Fri Oct 19, 2007 at 06:54:34 PM EST

none

Like you, I grew up in New Jersey and watched the farmland around me turn into suburbia. The farm we lived on during my youngest years was turned into an Arnold Palmer-designed golf course. The suburban development I spent most of my youth in had been a potato farm only 20 years before we moved in. One of the houses in the development was not like the others--they'd left the farm house in among the rest. It was far and away the nicest.

Kids have always left New Jersey and it's always been a problem. All the best students go to college elsewhere and the vast majority of people who do go to college there leave for jobs elsewhere. I recall the Whitman administration starting some program to try to keep young people in the state. I'm sure it failed and will be tried again and fail again.

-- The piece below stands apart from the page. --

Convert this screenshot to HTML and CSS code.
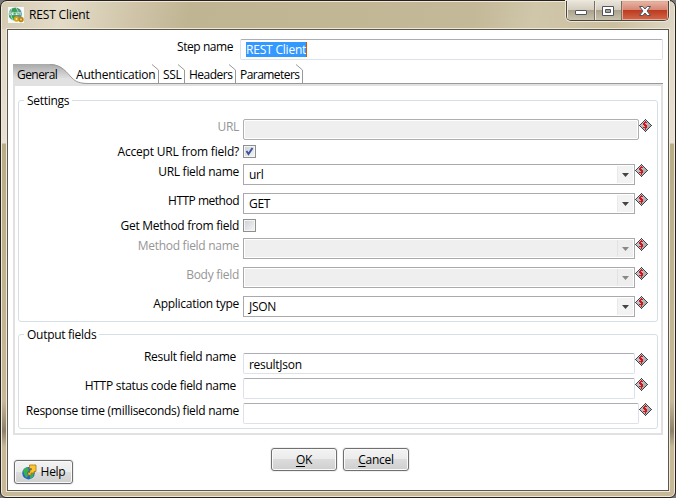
FILE: index.html
```
<!DOCTYPE html>
<html lang="en">
<head>
<meta charset="utf-8">
<title>REST Client</title>
<link rel="stylesheet" href="styles.css">
</head>
<body>
<svg width="0" height="0" class="defs">
  <defs>
    <linearGradient id="tabfill" x1="0" y1="0" x2="0" y2="1"><stop offset="0" stop-color="#a9a9a9"/><stop offset=".75" stop-color="#e1e1e1"/></linearGradient>
    <linearGradient id="diafill" x1="0" y1="0" x2="1" y2="1"><stop offset="0" stop-color="#d4d6d8"/><stop offset="1" stop-color="#999"/></linearGradient>
    <symbol id="dollar" viewBox="0 0 13 13">
      <path d="M6.5 .5 12.5 6.5 6.5 12.5 .5 6.5Z" fill="url(#diafill)"/>
      <path shape-rendering="crispEdges" d="M6 0h1v1H6zM5 1h1v1H5zM7 1h1v1H7zM4 2h1v1H4zM8 2h1v1H8zM3 3h1v1H3zM9 3h1v1H9zM2 4h1v1H2zM10 4h1v1h-1zM1 5h1v1H1zM11 5h1v1h-1zM0 6h1v1H0zM12 6h1v1h-1zM1 7h1v1H1zM11 7h1v1h-1zM2 8h1v1H2zM10 8h1v1h-1zM3 9h1v1H3zM9 9h1v1H9zM4 10h1v1H4zM8 10h1v1H8zM5 11h1v1H5zM7 11h1v1H7zM6 12h1v1H6z" fill="#3d464d"/>
      <path shape-rendering="crispEdges" d="M6 2h1v1h1v1H6v1h1v1h1v3H7v2H6V9H4V8h2V7H5V6H4V4h1V3h1z" fill="#d3141b"/>
    </symbol>
    <symbol id="arrow" viewBox="0 0 7 4"><path d="M0 0h7L3.5 4Z" fill="currentColor"/></symbol>
  </defs>
</svg>
<div class="window">
  <header class="titlebar">
    <svg class="appicon" width="16" height="16" viewBox="0 0 16 16">
      <path d="M0 0h16v16H0z" fill="#f7f8fa"/>
      <circle cx="7.3" cy="7" r="6.6" fill="#5b91a0"/>
      <path d="M2 3Q7-1 12 3L9 4H2ZM1 9h7l-2 4Q2 12 1 9Z" fill="#31a344"/>
      <path d="M1 5h12v3H1z" fill="#d8f0df"/>
      <path d="M2 8V5h2v1H2l2 2m4-3H6v3h2M6 6.5h2m3-1.500H9v1.500h2V8H9M12 5v3" fill="none" stroke="#2e9b45" stroke-width=".7"/>
      <path d="M4 .7Q1 7 5 13M8 .5Q11 4 10 8" fill="none" stroke="#dceff4" stroke-width=".7"/>
      <circle cx="8.500" cy="12" r="2.700" fill="#d6a11c"/><circle cx="13" cy="12.500" r="2.700" fill="#bd850e"/>
      <circle cx="8.500" cy="12" r=".9" fill="#fff0a0"/><circle cx="13" cy="12.500" r=".9" fill="#f4d470"/>
    </svg>
    <h1>REST Client</h1>
    <div class="controls">
      <span class="min"><svg width="12" height="5"><rect x=".5" y=".5" width="11" height="4" rx=".5" fill="#fff" stroke="#50545e"/></svg></span>
      <span class="max"><svg width="12" height="10"><path d="M.5.5h11v9H.5ZM3.500 3.500v3h5v-3Z" fill="#fff" fill-rule="evenodd" stroke="#50545e"/></svg></span>
      <span class="close"><svg width="12" height="10"><path d="M.5.5h3.300L6 3 8.200.5h3.300L8 5l3.500 4.500H8.200L6 7 3.800 9.500H.5L4 5Z" fill="#fff" stroke="#50545e"/></svg></span>
    </div>
  </header>
  <main class="client">
    <div class="step"><span class="steplabel">Step name</span><div class="input stepinput"><span class="sel">REST Client</span></div></div>
    <nav class="tabs">
      <div class="tab active"><svg width="76" height="20"><path d="M0 0H37C49 0 54 9 59 14C63 18 67 19.500 76 19.500V20H0Z" fill="url(#tabfill)"/><path d="M37 .5C49 .5 54 9 59 14C63 18 67 19.500 76 19.500" fill="none" stroke="#999"/></svg><span>General</span></div>
      <div class="tab t2"><span>Authentication</span><svg width="7" height="19"><path d="M0 .5L6.500 6v13" fill="none" stroke="#999"/></svg></div>
      <div class="tab t3"><span>SSL</span><svg width="7" height="19"><path d="M0 .5L6.500 6v13" fill="none" stroke="#999"/></svg></div>
      <div class="tab t4"><span>Headers</span><svg width="7" height="19"><path d="M0 .5L6.500 6v13" fill="none" stroke="#999"/></svg></div>
      <div class="tab t5"><span>Parameters</span><svg width="7" height="19"><path d="M0 .5L6.500 6v13" fill="none" stroke="#999"/></svg></div>
    </nav>
    <section class="panel">
      <div class="group settings">
        <h2>Settings</h2>
        <div class="row h26 off"><label>URL</label><div class="input wide disabled"></div><svg class="var"><use href="#dollar"/></svg></div>
        <div class="row h19 check accept"><label>Accept URL from field?</label><div class="box"><svg width="9" height="9"><path d="M1.500 4 3.500 7 7.500 1" fill="none" stroke="#3c529b" stroke-width="1.900"/></svg></div></div>
        <div class="row h29"><label>URL field name</label><div class="combo"><span>url</span><i><svg width="7" height="4"><use href="#arrow"/></svg></i></div><svg class="var"><use href="#dollar"/></svg></div>
        <div class="row h26 method"><label>HTTP method</label><div class="combo"><span>GET</span><i><svg width="7" height="4"><use href="#arrow"/></svg></i></div><svg class="var"><use href="#dollar"/></svg></div>
        <div class="row h19 check"><label>Get Method from field</label><div class="box"></div></div>
        <div class="row h29 off"><label>Method field name</label><div class="combo disabled"><span></span><i><svg width="7" height="4"><use href="#arrow"/></svg></i></div><svg class="var"><use href="#dollar"/></svg></div>
        <div class="row h29 off"><label>Body field</label><div class="combo disabled"><span></span><i><svg width="7" height="4"><use href="#arrow"/></svg></i></div><svg class="var"><use href="#dollar"/></svg></div>
        <div class="row h21"><label>Application type</label><div class="combo"><span>JSON</span><i><svg width="7" height="4"><use href="#arrow"/></svg></i></div><svg class="var"><use href="#dollar"/></svg></div>
      </div>
      <div class="group output">
        <h2>Output fields</h2>
        <div class="row h25 inset"><label>Result field name</label><div class="input"><span>resultJson</span></div><svg class="var"><use href="#dollar"/></svg></div>
        <div class="row h25 inset"><label>HTTP status code field name</label><div class="input"></div><svg class="var"><use href="#dollar"/></svg></div>
        <div class="row h21"><label>Response time (milliseconds) field name</label><div class="input wide"></div><svg class="var"><use href="#dollar"/></svg></div>
      </div>
    </section>
    <footer class="actions">
      <button class="help"><svg width="15" height="16" viewBox="0 0 15 16"><circle cx="6.500" cy="9.200" r="6.200" fill="#2864c8"/><path d="M1 6 5 3l2 3-2 3 1 3-2 2-2-4ZM8 8l4 1-1 4-3 2Z" fill="#36b34a"/><path d="M7.500 1h6.500v6.500h-2V9H9v2H6V8.500h2V6h1.500V4.500h-2Z" fill="#ffc629" stroke="#a87714" stroke-width=".8"/></svg><span>Help</span></button>
      <button class="ok"><span><u>O</u>K</span></button>
      <button class="cancel"><span><u>C</u>ancel</span></button>
    </footer>
  </main>
</div>
</body>
</html>
```
FILE: styles.css
```
* { box-sizing: border-box; }
body { margin: 0; width: 676px; height: 498px; overflow: hidden; background: #777; font: 12px/16px "Open Sans", "Noto Sans", sans-serif; letter-spacing: -.28px; color: #000; }
svg { display: block; flex: none; }
.defs { position: absolute; }
h1, h2 { margin: 0; font-size: 12px; font-weight: 400; }
.window { width: 676px; height: 498px; border: 1px solid #27211e; border-radius: 7px 7px 6px 6px; padding: 0 5px 6px; box-shadow: inset 0 0 0 1px #efe9db; background: linear-gradient(to bottom, #ddd4c0 0, #e9e0d5 142px, #b9ad88 143px, #c7b998 400px, #8d8069 430px, #c7b998 446px); display: flex; flex-direction: column; }
.titlebar { height: 27px; margin: 1px -4px 0; padding: 4px 5px 0 6px; display: flex; align-items: flex-start; background: linear-gradient(100deg, #d4cbb3 0, #e4dcc8 9%, #cfc4a8 20%, #bfb592 28%, #c3b998 70%, #d0c6aa 79%, #cbbf9f 91%, #ddd6c3 100%); border-radius: 5px 5px 0 0; }
.appicon { margin-top: 1px; }
h1 { margin: 1px 0 0 5px; flex: 1; letter-spacing: -.16px; }
.controls { display: flex; width: 103px; height: 20px; margin-top: -5px; border: 1px solid #49443d; border-top: 0; border-radius: 0 0 5px 5px; overflow: hidden; box-shadow: 0 0 0 1px #eee8d9; }
.controls span { display: flex; align-items: center; justify-content: center; border-right: 1px solid #777165; background: linear-gradient(#e9e5dc 0, #d3ccbd 48%, #aaa28b 50%, #c8c2ae 100%); box-shadow: inset 1px 0 #eee9df; }
.controls .min { width: 28px; padding-top: 4px; }
.controls .max { width: 27px; }
.controls .close { flex: 1; border: 0; background: linear-gradient(#e8b5a6 0, #d58672 48%, #bd3b20 50%, #d2694a 100%); box-shadow: inset 0 0 0 1px #e5a797; }
.client { flex: 1; width: 662px; align-self: center; border: 1px solid #5d584e; outline: 1px solid #eee8d9; background: #fff; padding: 9px 5px 0; }
.step { display: flex; height: 25px; }
.steplabel { width: 227px; padding-right: 7px; text-align: right; letter-spacing: -.45px; }
.input { height: 21px; width: 392px; border: 1px solid #dde1e9; border-top-color: #abadb3; border-left-color: #dde1e9; border-radius: 2px; padding: 3px 5px 0; background: #fff; line-height: 15px; }
.input.stepinput { flex: 1; padding-top: 2px; }
.sel { display: inline-block; height: 15px; line-height: 16px; color: #fff; background: #3399ff; border-right: 1px solid #c65b00; letter-spacing: -.2px; }
.tabs { display: flex; height: 20px; border-bottom: 1px solid #999; }
.tab { display: grid; height: 20px; position: relative; }
.tab > * { grid-area: 1 / 1; }
.tab > svg { justify-self: end; }
.tab span { padding: 3px 0 0 4px; white-space: nowrap; }
.active { width: 59px; }
.active svg { justify-self: start; }
.active span { letter-spacing: -.55px; }
.t2 { width: 87px; }
.t2 span { letter-spacing: -.2px; }
.t3 { width: 26px; }
.t4 { width: 51px; }
.t4 span { letter-spacing: -.5px; }
.t5 { width: 67px; }
.t5 span { letter-spacing: -.55px; }
.panel { width: 650px; height: 351px; border: 2px solid #e1e1e1; padding: 14px 3px 0; }
.group { position: relative; width: 640px; border: 1px solid #d5dfe5; border-radius: 3px; }
.group h2 { position: absolute; top: -8px; left: 5px; padding: 0 3px; background: #fff; line-height: 16px; }
.settings { height: 222px; padding-top: 18px; margin-bottom: 12px; }
.output { height: 95px; padding-top: 18px; }
.row { display: flex; align-items: flex-start; }
.row label { width: 224px; padding-right: 4px; text-align: right; white-space: nowrap; }
.row.inset label { padding-right: 7px; }
.output .row:nth-child(2) label { margin-top: -4px; }
.check label { margin-top: -1px; }
.accept label { letter-spacing: -.2px; }
.method label { letter-spacing: -.5px; }
.h19 { height: 19px; } .h21 { height: 21px; } .h25 { height: 25px; } .h26 { height: 26px; } .h29 { height: 29px; }
.off label { color: #969696; }
.input.wide { width: 396px; }
.input.disabled { background: #efefef; border: 1px solid #afafaf; box-shadow: inset 0 0 0 1px #fff; }
.var { width: 13px; height: 13px; }
.box { width: 13px; height: 13px; border: 1px solid #8e8f8f; background: linear-gradient(135deg, #cbcfd5, #f6f6f6); box-shadow: inset 0 0 0 1px #f4f4f4; padding: 1px; }
.combo { width: 392px; height: 21px; border: 1px solid #a9a9ae; display: flex; padding: 1px; background: #fff; }
.combo span { flex: 1; padding: 1px 0 0 4px; }
.combo i { width: 16px; height: 17px; background: linear-gradient(90deg, #e9e9e9 1px, #f3f3f3 1px, #f3f3f3); border-radius: 1px; padding: 7px 0 0 5px; color: #444; }
.combo.disabled { background: #efefef; box-shadow: inset 0 0 0 1px #fff; }
.combo.disabled i { color: #888; background: #eee; border-left: 1px solid #e2e2e2; padding-left: 4px; }
.actions { display: flex; padding-top: 13px; }
button { font: inherit; letter-spacing: inherit; color: inherit; padding: 0; display: flex; align-items: center; justify-content: center; width: 66px; height: 23px; border: 1px solid #707070; border-radius: 3px; background: linear-gradient(#f3f3f3 0, #ebebeb 48%, #dcdcdc 50%, #cfcfcf 100%); box-shadow: inset 0 0 0 1px #fafafa, 0 0 0 1px #f0f0f0; }
button.help { width: 59px; height: 24px; margin: 12px 198px 0 1px; gap: 4px; }
.ok { margin-right: 6px; }
u { text-underline-offset: 2px; text-decoration-thickness: 1px; }
```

New Jersey will always be a bedroom community. People in the south are there for Philadelphia. People in the north are there for New York. It's more convenient to downtown Philly or Manhattan to live in New Jersey than to live in Pelham or Media. This seems to be the one thing that people who grew up in say anywhere else, where there's one major *town* every eight hundred miles simply cannot ever get their head around--people who live in New Jersey don't identify with New Jersey. At all. *People in Trenton seem to also not understand this but I think they're being disingenuous. So long as New York and Philadelphia--and even Baltimore/DC/Boston to some extent--remain strong, you'll never get enough people elsewhere to make the state anything else. Is this a problem? Apparently to some people but I'm sure it's very similar in Connecticut and Delaware--other places pulled in half by two major metro areas that economically subsume them as states.

It's funny. I will always defend New Jersey and I always take offense to insults to it. Most I feel are honestly unfair and don't really know the state itself. The beaches "down the shore" in the south east and the forests and mountains "up state" in the north west are fantastic areas. Truly some of the best I've seen in this country, especially considering their proximity to so many major population centers. But it's true. I can't think of a single reason why I'd ever live there again.

It is easy to buy small plaster models of what you think life is like.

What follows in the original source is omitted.